Material shown:
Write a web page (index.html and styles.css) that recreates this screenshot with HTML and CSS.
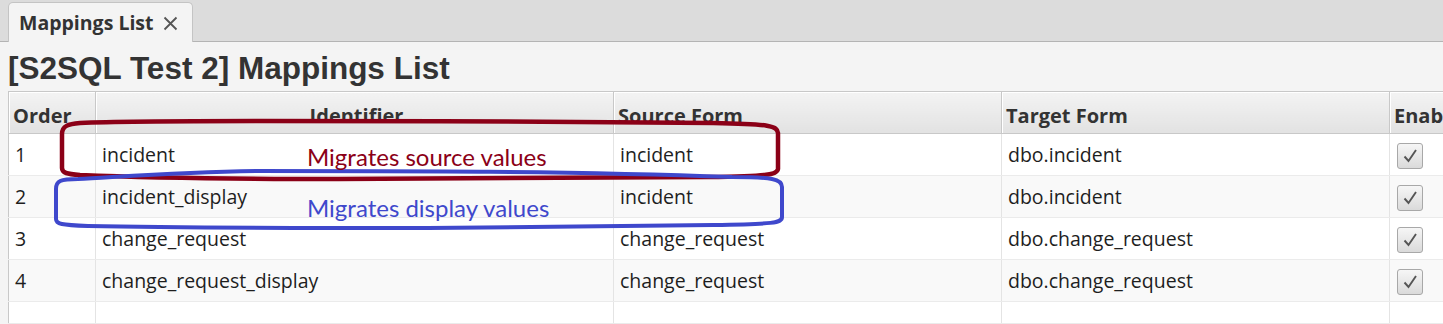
FILE: index.html
```html
<!DOCTYPE html>
<html lang="en">
<head>
    <meta charset="UTF-8">
    <title>Mappings List</title>
    <link rel="stylesheet" href="styles.css">
</head>
<body>
    <div class="tab-bar">
        <div class="tab">
            <span class="tab-title">Mappings List</span>
            <svg class="tab-close" width="15" height="15" viewBox="0 0 15 15">
                <path d="M1.5 1.5 L13.5 13.5 M13.5 1.5 L1.5 13.5" stroke="#555" stroke-width="1.8" fill="none"/>
            </svg>
        </div>
    </div>

    <h1 class="page-title">[S2SQL Test 2] Mappings List</h1>

    <div class="table-wrap">
        <table class="mappings">
            <thead>
                <tr>
                    <th class="col-order">Order</th>
                    <th class="col-id center">Identifier</th>
                    <th class="col-src">Source Form</th>
                    <th class="col-tgt">Target Form</th>
                    <th class="col-en">Enabled</th>
                </tr>
            </thead>
            <tbody>
                <tr>
                    <td>1</td>
                    <td>incident</td>
                    <td>incident</td>
                    <td>dbo.incident</td>
                    <td><span class="check"><svg width="20" height="20" viewBox="0 0 20 20"><path d="M4.5 10.5 L8.5 15 L16 4" stroke="#555" stroke-width="1.9" fill="none"/></svg></span></td>
                </tr>
                <tr>
                    <td>2</td>
                    <td>incident_display</td>
                    <td>incident</td>
                    <td>dbo.incident</td>
                    <td><span class="check"><svg width="20" height="20" viewBox="0 0 20 20"><path d="M4.5 10.5 L8.5 15 L16 4" stroke="#555" stroke-width="1.9" fill="none"/></svg></span></td>
                </tr>
                <tr>
                    <td>3</td>
                    <td>change_request</td>
                    <td>change_request</td>
                    <td>dbo.change_request</td>
                    <td><span class="check"><svg width="20" height="20" viewBox="0 0 20 20"><path d="M4.5 10.5 L8.5 15 L16 4" stroke="#555" stroke-width="1.9" fill="none"/></svg></span></td>
                </tr>
                <tr>
                    <td>4</td>
                    <td>change_request_display</td>
                    <td>change_request</td>
                    <td>dbo.change_request</td>
                    <td><span class="check"><svg width="20" height="20" viewBox="0 0 20 20"><path d="M4.5 10.5 L8.5 15 L16 4" stroke="#555" stroke-width="1.9" fill="none"/></svg></span></td>
                </tr>
                <tr class="empty">
                    <td></td>
                    <td></td>
                    <td></td>
                    <td></td>
                    <td></td>
                </tr>
            </tbody>
        </table>

        <!-- пометки поверх таблицы -->
        <svg class="marks" width="800" height="140" viewBox="0 0 800 140">
            <path d="M72 32 C 60 33, 54 35, 54 43 L 54 77 C 54 82, 59 83, 72 84 C 120 86, 200 88, 330 88 L 700 86 C 758 85, 769 84, 770 78 L 770 42 C 769 35, 763 33, 705 32 C 560 30, 400 30, 250 30 C 170 30, 112 30, 72 32 Z"
                  fill="none" stroke="#8b0017" stroke-width="4.5"/>
            <path d="M70 88 C 52 88, 48 90, 48 98 L 48 128 C 48 133, 53 134, 80 135 C 180 137, 300 137, 420 137 L 705 134 C 766 133, 774 132, 774 126 L 774 96 C 774 88, 764 86, 724 86 C 560 80, 400 80, 250 80 C 170 81, 110 86, 70 88 Z"
                  fill="none" stroke="#3f48cc" stroke-width="4"/>
        </svg>
        <div class="note note-src">Migrates source values</div>
        <div class="note note-disp">Migrates display values</div>
    </div>
</body>
</html>
```

FILE: styles.css
```css
html, body {
    height: 324px;
    overflow: hidden;
}

body {
    margin: 0;
    background-color: #f4f4f4;
    font-family: 'Open Sans', sans-serif;
    color: #1e1e1e;
}

/* Вкладки */
.tab-bar {
    height: 41px;
    background-color: #dcdcdc;
    border-bottom: 1px solid #b4b4b4;
    padding-left: 8px;
    display: flex;
    align-items: flex-end;
}

.tab {
    height: 40px;
    width: 185px;
    box-sizing: border-box;
    background-color: #f4f4f4;
    border: 1px solid #c4c4c4;
    border-bottom: none;
    border-radius: 5px 5px 0 0;
    margin-bottom: -1px;
    display: flex;
    align-items: center;
    padding-left: 10px;
    gap: 9px;
}

.tab-title {
    font-weight: bold;
    font-size: 19.5px;
    color: #333;
}

.tab-close {
    margin-top: 1px;
}

.page-title {
    margin: 0;
    padding: 8px 0 0 8px;
    height: 41px;
    font-family: 'Liberation Sans', Arial, sans-serif;
    font-size: 31.5px;
    line-height: 36px;
    font-weight: bold;
    color: #333;
}

/* Таблица */
.table-wrap {
    position: relative;
    margin-left: 8px;
}

.mappings {
    border-collapse: collapse;
    table-layout: fixed;
    width: 1460px;
    background-color: #fff;
    border-left: 1px solid #c8c8c8;
    border-top: 1px solid #c8c8c8;
}

.mappings th {
    height: 37px;
    padding: 0 0 4px 4px;
    text-align: left;
    font-size: 20px;
    font-weight: bold;
    color: #333;
    background: linear-gradient(#f3f3f3, #e2e2e2);
    border-right: 1px solid #c8c8c8;
    border-bottom: 1px solid #c8c8c8;
    box-shadow: inset 1px 1px 0 #fff;
    vertical-align: bottom;
    white-space: nowrap;
    overflow: hidden;
}

.mappings th.center {
    text-align: center;
}

.col-order { width: 82px; }
.col-id { width: 513px; }
.col-src { width: 383px; }
.col-tgt { width: 383px; }
.col-en { width: 99px; }

.mappings td {
    height: 41px;
    padding: 0 0 0 6px;
    font-size: 19.5px;
    border-right: 1px solid #e4e4e4;
    border-bottom: 1px solid #ebebeb;
    white-space: nowrap;
}

.mappings tbody tr:nth-child(even) td {
    background-color: #f9f9f9;
}

.mappings tr.empty td {
    height: 21px;
}

.check {
    display: inline-flex;
    align-items: center;
    justify-content: center;
    width: 26px;
    height: 26px;
    box-sizing: border-box;
    margin-left: 1px;
    border: 1px solid #a8a8a8;
    border-radius: 3px;
    background: linear-gradient(#f6f6f6, #dadada);
    vertical-align: middle;
}

/* Пометки */
.marks {
    position: absolute;
    left: 0;
    top: 0;
    pointer-events: none;
}

.note {
    position: absolute;
    left: 299px;
    font-family: Lato, sans-serif;
    font-size: 24px;
    white-space: nowrap;
}

.note-src {
    top: 51px;
    color: #8b0017;
}

.note-disp {
    top: 102px;
    color: #3f48cc;
}
```
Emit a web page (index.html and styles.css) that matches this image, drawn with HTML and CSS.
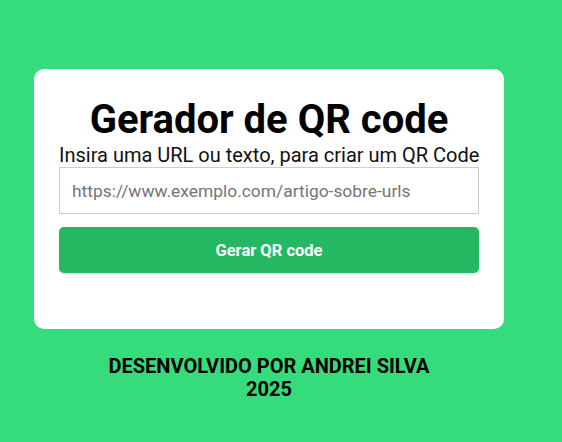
FILE: index.html
```html
<!DOCTYPE html>
<html lang="pt-BR">
<head>
<meta charset="utf-8">
<title>Gerador de QR code</title>
<link rel="stylesheet" href="styles.css">
</head>
<body>
<div class="page">
  <main class="card">
    <h1 class="title">Gerador de QR code</h1>
    <p class="subtitle">Insira uma URL ou texto, para criar um QR Code</p>
    <input class="field" type="text" placeholder="https://www.exemplo.com/artigo-sobre-urls">
    <button class="btn" type="button">Gerar QR code</button>
  </main>
  <footer class="footer">
    <p>DESENVOLVIDO POR ANDREI SILVA</p>
    <p>2025</p>
  </footer>
</div>
</body>
</html>
```
FILE: styles.css
```css
* { box-sizing: border-box; }
html, body { margin: 0; height: 100%; }
body {
  background: #36dc7c;
  font-family: Roboto, "Noto Sans", sans-serif;
}
.page {
  width: 538px;
  display: flex;
  flex-direction: column;
  align-items: center;
  padding-top: 69px;
}
.card {
  width: 470px;
  background: #fff;
  border-radius: 10px;
  padding: 28px 25px 56px;
  display: flex;
  flex-direction: column;
}
.title {
  margin: 0;
  text-align: center;
  font-size: 40px;
  font-weight: 700;
  color: #000;
  line-height: 46px;
}
.subtitle {
  margin: 0;
  font-size: 20px;
  color: #111;
  text-align: center;
  white-space: nowrap;
}
.field {
  height: 47px;
  border: 1px solid #ccc;
  padding: 0 12px;
  font-family: Roboto, sans-serif;
  font-size: 17.4px;
  color: #333;
  outline: none;
}
.field::placeholder { color: #757575; }
.btn {
  margin-top: 13px;
  height: 46px;
  border: none;
  border-radius: 5px;
  background: #25b863;
  color: #fff;
  font-family: Roboto, sans-serif;
  font-weight: 700;
  font-size: 16.5px;
  box-shadow: 0 1px 2px rgba(0,0,0,0.15);
}
.footer {
  margin-top: 26px;
  text-align: center;
  font-weight: 700;
  font-size: 20px;
  line-height: 23px;
  color: #000;
}
.footer p { margin: 0; }
```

Exercise instructions: Which lines hold the word "that"? Copy each of them from the records.

Finished answer:
Write a web page (index.html and styles.css) that recreates this screenshot with HTML and CSS.
Emit a web page (index.html and styles.css) that matches this image, drawn with HTML and CSS.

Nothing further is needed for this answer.